Competition on price is out of the question in a country where labor isn’t cheap, and where taxes and bureaucracy are as burdensome as they are in Italy. Nevertheless, Italian-made musical instruments are highly prized abroad, thanks to niche segments with very high added value, combining tradition and innovation.
Tradition, for example, is at home in Cremona, a town that’s synonymous with handmade string instruments all over the world. There are no less than 160 boutique lutemaking workshops on record, many of which united into the Stradivari Consortium , which maintains the great master’s legacy.
One of these is Stefano Trabucchi’s, with some sixteen instruments produced per year and a turnover of €100,000. How much of this from overseas? “100%,” he replies without hesitation. There is no such thing as a recession for excellence, “on the contrary, the weaker Euro in international transactions actually adds to our instruments’ appeal.”
The past is just as present in Castelfidardo, near Ancona, home to highly reputed harmonicas like those made by the Zero Sette Bugari Armando group. The latter crafts 1,200 items a year in a single building with thirty live-in artisans and has a turnover of €4 million. “The sound makes all the difference, – points out the group’s CEO, Alessio Gerundini – the result of the material we use and our workers’ know-how: a legacy that goes back to the post-WWII period.” This doesn’t mean there’s no innovation: a recent partnership with Japan-based Roland, for example, has led to the birth of Bugari Evo powered by Roland, marking the debut of the famed Marche-based brand in the electronic harmonica segment.
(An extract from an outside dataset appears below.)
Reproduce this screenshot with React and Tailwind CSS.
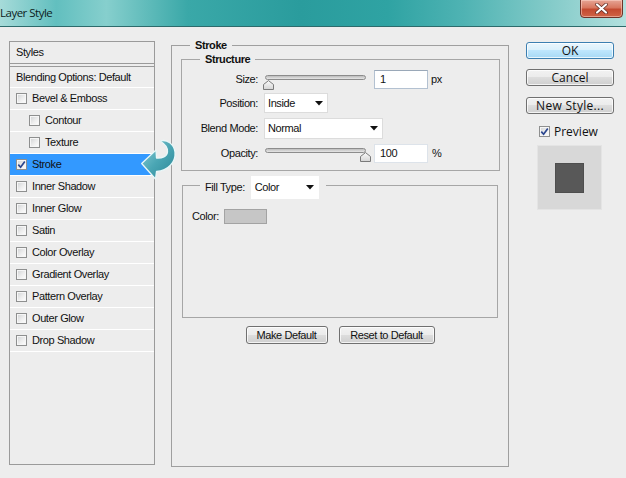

A balance of tradition and innovation is also true of the Fazioli brand, headquartered in the environs of Sacile, near Pordenone: a name that has managed to acquire a considerable reputation for grand pianos on the international markets. It all began with an intuition of Paolo Fazioli’s, head of the company, who decided to convert the family’s furniture manufacturing company into a wholly different business in 1981. Today, the firm employs fifty people and produces 150 pianos a year, for a turnover of approximately €10 million. “Exports – says Paolo Fazioli – make up 95% of our business.” Strangely enough, one of the premier importers of Fazioli pianos is Germany, a nation that made the history of this instrument both in terms of piano players and piano makers.
An Italian company that chose to boost innovation is Proel, HQ’d in Sant’Omero (Teramo), 124 employees and a €35 million turnover, specializing in audio systems for show business. The group headed by Fabrizio Sorbi recently acquired the former Roland Europe plant in Acquaviva Picena (Ascoli), which had discontinued production. Today, it manufactures a digital piano called Dexibell Vivo, whose “True to Life” technology combines sampling and 24 bit/48 kilohertz physical modeling with original algorithms. “Initial feedback from the US market – says Sorbi – is enthusiastic. This groundbreaking new category has a great future.”
Italian creativity not only applies to musical instruments but to showbusiness technologies, too. In Seriate (province of Bergamo), for instance, there’s a company called Clay Paky SpA, with 130 employees and a turnover of €64 million, which manufactures stage lights: one of three top companies worldwide in its sector, with a client portfolio ranging from the Bolshoi Theater to the Rolling Stones. Its all-Italian story started in 1976, Saturday-Night-Fever time, when discos were the main business. “One of our spotlights today – confides marketing director Davide Barbetta – can cost as much as an economy car.”